### Directions for this task
Only the lines from the start of the data through the line containing "</TitleBar>" should be written out, exactly as they are, with both ends included and the pictures left out.

>>>>

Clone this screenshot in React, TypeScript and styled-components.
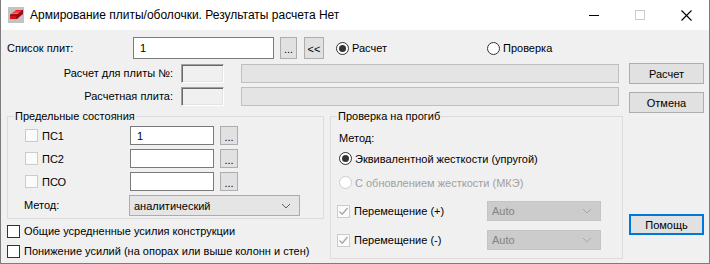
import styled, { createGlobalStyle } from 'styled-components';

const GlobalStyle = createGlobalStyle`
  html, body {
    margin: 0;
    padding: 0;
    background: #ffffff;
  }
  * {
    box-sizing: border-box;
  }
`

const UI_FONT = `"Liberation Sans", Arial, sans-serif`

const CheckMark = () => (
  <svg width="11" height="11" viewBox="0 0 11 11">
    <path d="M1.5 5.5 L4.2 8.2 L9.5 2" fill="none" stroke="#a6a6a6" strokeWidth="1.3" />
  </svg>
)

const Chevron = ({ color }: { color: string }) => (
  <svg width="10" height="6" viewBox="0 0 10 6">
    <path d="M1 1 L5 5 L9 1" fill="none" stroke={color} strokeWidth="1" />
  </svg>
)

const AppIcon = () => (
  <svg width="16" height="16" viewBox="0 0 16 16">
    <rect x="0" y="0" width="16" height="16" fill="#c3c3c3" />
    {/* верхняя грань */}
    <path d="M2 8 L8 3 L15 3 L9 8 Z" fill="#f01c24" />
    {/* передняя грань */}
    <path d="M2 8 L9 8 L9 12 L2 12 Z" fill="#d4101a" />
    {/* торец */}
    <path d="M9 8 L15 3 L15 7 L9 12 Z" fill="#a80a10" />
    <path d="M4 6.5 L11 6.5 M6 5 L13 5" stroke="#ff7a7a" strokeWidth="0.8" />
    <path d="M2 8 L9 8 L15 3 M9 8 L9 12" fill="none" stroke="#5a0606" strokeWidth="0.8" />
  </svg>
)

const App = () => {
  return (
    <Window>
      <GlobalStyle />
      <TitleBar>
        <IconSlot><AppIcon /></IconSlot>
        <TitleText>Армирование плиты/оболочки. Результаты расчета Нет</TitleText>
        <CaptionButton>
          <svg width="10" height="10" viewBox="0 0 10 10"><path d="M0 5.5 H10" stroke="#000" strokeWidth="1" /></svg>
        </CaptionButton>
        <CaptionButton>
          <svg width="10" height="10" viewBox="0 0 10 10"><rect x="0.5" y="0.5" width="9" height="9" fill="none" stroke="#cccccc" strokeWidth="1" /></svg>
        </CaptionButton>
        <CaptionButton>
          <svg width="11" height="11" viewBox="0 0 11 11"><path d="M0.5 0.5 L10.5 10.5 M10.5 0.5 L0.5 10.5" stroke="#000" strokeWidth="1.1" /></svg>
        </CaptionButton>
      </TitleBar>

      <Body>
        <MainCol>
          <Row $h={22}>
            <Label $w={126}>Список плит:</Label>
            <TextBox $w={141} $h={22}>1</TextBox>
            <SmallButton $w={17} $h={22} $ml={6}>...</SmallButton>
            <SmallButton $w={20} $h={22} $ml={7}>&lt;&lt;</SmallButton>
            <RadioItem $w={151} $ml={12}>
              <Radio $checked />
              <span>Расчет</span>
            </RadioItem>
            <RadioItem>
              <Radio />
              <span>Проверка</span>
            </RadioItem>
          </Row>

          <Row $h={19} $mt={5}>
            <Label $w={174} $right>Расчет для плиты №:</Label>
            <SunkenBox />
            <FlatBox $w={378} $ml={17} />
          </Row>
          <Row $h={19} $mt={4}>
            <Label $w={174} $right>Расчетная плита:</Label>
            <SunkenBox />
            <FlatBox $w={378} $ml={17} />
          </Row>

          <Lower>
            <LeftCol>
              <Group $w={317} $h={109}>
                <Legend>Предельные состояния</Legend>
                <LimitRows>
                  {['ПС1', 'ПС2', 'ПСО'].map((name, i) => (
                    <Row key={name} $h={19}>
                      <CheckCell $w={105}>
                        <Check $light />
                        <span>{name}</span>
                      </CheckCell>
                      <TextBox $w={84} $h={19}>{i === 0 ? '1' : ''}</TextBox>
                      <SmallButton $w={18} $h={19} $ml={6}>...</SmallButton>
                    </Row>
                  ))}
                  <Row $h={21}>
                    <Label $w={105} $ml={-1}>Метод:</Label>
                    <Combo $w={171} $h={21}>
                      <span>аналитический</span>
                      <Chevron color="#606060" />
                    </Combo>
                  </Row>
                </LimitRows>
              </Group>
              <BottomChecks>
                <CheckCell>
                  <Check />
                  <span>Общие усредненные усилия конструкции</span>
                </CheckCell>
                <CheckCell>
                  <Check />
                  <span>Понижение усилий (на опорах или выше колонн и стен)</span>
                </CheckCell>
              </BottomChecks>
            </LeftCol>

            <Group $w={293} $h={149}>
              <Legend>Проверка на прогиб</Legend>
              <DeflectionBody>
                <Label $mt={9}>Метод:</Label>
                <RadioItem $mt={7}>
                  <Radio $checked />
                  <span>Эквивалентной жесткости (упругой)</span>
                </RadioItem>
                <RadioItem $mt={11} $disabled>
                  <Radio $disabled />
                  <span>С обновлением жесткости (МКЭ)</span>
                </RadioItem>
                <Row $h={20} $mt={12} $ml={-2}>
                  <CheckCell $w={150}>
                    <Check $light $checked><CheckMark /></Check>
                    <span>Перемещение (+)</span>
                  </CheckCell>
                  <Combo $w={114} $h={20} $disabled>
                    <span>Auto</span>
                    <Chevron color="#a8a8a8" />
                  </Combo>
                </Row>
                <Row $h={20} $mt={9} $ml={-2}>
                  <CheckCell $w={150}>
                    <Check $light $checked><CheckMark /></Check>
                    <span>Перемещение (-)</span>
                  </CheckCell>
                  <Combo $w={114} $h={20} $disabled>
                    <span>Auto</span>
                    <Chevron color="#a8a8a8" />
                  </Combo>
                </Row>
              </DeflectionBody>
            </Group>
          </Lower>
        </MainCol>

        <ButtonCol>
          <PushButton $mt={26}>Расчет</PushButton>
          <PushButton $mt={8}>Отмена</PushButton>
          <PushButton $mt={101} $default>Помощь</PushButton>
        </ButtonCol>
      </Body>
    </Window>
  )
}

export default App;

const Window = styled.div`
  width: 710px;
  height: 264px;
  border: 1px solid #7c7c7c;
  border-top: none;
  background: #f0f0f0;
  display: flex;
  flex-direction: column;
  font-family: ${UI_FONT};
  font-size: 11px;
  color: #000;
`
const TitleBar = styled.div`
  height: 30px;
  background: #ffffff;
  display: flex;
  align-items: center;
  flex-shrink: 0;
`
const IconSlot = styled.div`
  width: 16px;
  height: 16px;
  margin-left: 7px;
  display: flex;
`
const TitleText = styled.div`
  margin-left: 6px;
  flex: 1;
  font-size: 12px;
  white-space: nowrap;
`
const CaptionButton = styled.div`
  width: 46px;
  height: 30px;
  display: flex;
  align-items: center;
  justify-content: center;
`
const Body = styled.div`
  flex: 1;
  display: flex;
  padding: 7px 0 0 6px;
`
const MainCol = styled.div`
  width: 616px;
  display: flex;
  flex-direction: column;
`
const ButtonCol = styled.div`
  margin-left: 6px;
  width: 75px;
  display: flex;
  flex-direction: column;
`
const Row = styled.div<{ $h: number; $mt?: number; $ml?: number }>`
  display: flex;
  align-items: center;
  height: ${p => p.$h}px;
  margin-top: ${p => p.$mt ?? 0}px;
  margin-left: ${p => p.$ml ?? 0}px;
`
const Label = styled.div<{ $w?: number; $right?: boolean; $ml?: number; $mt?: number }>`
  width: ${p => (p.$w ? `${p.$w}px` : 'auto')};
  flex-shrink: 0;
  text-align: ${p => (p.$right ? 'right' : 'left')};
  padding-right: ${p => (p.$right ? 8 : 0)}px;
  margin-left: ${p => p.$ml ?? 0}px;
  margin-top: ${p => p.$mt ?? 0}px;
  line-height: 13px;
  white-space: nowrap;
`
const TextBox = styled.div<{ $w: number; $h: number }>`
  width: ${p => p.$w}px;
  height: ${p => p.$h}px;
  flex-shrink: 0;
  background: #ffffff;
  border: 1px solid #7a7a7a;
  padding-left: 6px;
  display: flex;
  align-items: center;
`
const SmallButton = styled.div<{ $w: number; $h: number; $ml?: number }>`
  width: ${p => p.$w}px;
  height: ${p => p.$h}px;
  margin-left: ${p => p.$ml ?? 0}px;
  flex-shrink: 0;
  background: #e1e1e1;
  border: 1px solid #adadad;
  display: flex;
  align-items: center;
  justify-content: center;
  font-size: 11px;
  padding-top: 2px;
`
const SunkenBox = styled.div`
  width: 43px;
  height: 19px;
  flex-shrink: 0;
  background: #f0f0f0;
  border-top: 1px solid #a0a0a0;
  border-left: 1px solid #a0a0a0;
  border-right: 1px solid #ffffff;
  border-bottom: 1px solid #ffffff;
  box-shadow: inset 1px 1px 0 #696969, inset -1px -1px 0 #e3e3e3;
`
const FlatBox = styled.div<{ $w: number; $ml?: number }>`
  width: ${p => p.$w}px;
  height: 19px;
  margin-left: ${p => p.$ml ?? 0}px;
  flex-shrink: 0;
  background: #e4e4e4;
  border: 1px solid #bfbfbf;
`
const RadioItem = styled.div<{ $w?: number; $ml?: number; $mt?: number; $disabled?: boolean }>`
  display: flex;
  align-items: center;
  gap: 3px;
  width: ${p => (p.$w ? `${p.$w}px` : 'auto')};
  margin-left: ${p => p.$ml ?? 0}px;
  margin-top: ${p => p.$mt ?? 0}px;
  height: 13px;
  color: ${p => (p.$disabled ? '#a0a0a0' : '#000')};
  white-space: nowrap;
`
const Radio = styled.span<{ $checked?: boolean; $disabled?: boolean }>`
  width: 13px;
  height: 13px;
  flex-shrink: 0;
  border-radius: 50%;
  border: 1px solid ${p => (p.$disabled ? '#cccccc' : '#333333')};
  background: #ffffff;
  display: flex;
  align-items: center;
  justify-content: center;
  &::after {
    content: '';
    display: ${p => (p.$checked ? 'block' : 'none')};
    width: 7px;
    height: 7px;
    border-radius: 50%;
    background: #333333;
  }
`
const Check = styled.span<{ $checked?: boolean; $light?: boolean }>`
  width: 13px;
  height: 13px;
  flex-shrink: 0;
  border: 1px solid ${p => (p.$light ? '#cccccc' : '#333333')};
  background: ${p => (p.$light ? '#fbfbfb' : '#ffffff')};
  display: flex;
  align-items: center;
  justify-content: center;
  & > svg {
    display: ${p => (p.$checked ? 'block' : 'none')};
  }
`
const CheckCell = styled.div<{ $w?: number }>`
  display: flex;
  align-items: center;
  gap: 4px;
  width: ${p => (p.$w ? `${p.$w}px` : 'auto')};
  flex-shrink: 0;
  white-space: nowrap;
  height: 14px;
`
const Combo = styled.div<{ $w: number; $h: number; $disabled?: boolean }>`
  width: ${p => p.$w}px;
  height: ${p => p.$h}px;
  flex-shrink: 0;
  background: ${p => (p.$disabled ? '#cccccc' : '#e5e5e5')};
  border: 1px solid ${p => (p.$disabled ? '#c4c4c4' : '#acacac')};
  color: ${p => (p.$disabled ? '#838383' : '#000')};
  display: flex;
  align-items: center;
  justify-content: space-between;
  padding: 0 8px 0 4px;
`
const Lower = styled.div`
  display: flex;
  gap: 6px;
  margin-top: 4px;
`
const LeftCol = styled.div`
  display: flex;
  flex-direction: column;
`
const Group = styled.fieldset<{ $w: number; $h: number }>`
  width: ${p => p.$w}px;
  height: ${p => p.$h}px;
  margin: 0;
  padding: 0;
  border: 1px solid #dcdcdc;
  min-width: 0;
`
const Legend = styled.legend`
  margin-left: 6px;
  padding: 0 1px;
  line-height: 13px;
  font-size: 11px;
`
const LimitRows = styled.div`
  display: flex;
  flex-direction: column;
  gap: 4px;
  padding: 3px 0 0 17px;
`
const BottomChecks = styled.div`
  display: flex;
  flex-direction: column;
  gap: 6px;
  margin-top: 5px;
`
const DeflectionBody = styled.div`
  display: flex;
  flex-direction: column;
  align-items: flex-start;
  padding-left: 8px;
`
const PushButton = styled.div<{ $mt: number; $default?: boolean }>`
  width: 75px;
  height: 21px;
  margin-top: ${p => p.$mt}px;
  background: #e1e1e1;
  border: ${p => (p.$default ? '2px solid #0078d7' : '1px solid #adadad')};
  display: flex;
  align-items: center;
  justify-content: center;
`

<<<<

### Answer to this problem
Clone this screenshot in React, TypeScript and styled-components.
import styled, { createGlobalStyle } from 'styled-components';

const GlobalStyle = createGlobalStyle`
  html, body {
    margin: 0;
    padding: 0;
    background: #ffffff;
  }
  * {
    box-sizing: border-box;
  }
`

const UI_FONT = `"Liberation Sans", Arial, sans-serif`

const CheckMark = () => (
  <svg width="11" height="11" viewBox="0 0 11 11">
    <path d="M1.5 5.5 L4.2 8.2 L9.5 2" fill="none" stroke="#a6a6a6" strokeWidth="1.3" />
  </svg>
)

const Chevron = ({ color }: { color: string }) => (
  <svg width="10" height="6" viewBox="0 0 10 6">
    <path d="M1 1 L5 5 L9 1" fill="none" stroke={color} strokeWidth="1" />
  </svg>
)

const AppIcon = () => (
  <svg width="16" height="16" viewBox="0 0 16 16">
    <rect x="0" y="0" width="16" height="16" fill="#c3c3c3" />
    {/* верхняя грань */}
    <path d="M2 8 L8 3 L15 3 L9 8 Z" fill="#f01c24" />
    {/* передняя грань */}
    <path d="M2 8 L9 8 L9 12 L2 12 Z" fill="#d4101a" />
    {/* торец */}
    <path d="M9 8 L15 3 L15 7 L9 12 Z" fill="#a80a10" />
    <path d="M4 6.5 L11 6.5 M6 5 L13 5" stroke="#ff7a7a" strokeWidth="0.8" />
    <path d="M2 8 L9 8 L15 3 M9 8 L9 12" fill="none" stroke="#5a0606" strokeWidth="0.8" />
  </svg>
)

const App = () => {
  return (
    <Window>
      <GlobalStyle />
      <TitleBar>
        <IconSlot><AppIcon /></IconSlot>
        <TitleText>Армирование плиты/оболочки. Результаты расчета Нет</TitleText>
        <CaptionButton>
          <svg width="10" height="10" viewBox="0 0 10 10"><path d="M0 5.5 H10" stroke="#000" strokeWidth="1" /></svg>
        </CaptionButton>
        <CaptionButton>
          <svg width="10" height="10" viewBox="0 0 10 10"><rect x="0.5" y="0.5" width="9" height="9" fill="none" stroke="#cccccc" strokeWidth="1" /></svg>
        </CaptionButton>
        <CaptionButton>
          <svg width="11" height="11" viewBox="0 0 11 11"><path d="M0.5 0.5 L10.5 10.5 M10.5 0.5 L0.5 10.5" stroke="#000" strokeWidth="1.1" /></svg>
        </CaptionButton>
      </TitleBar>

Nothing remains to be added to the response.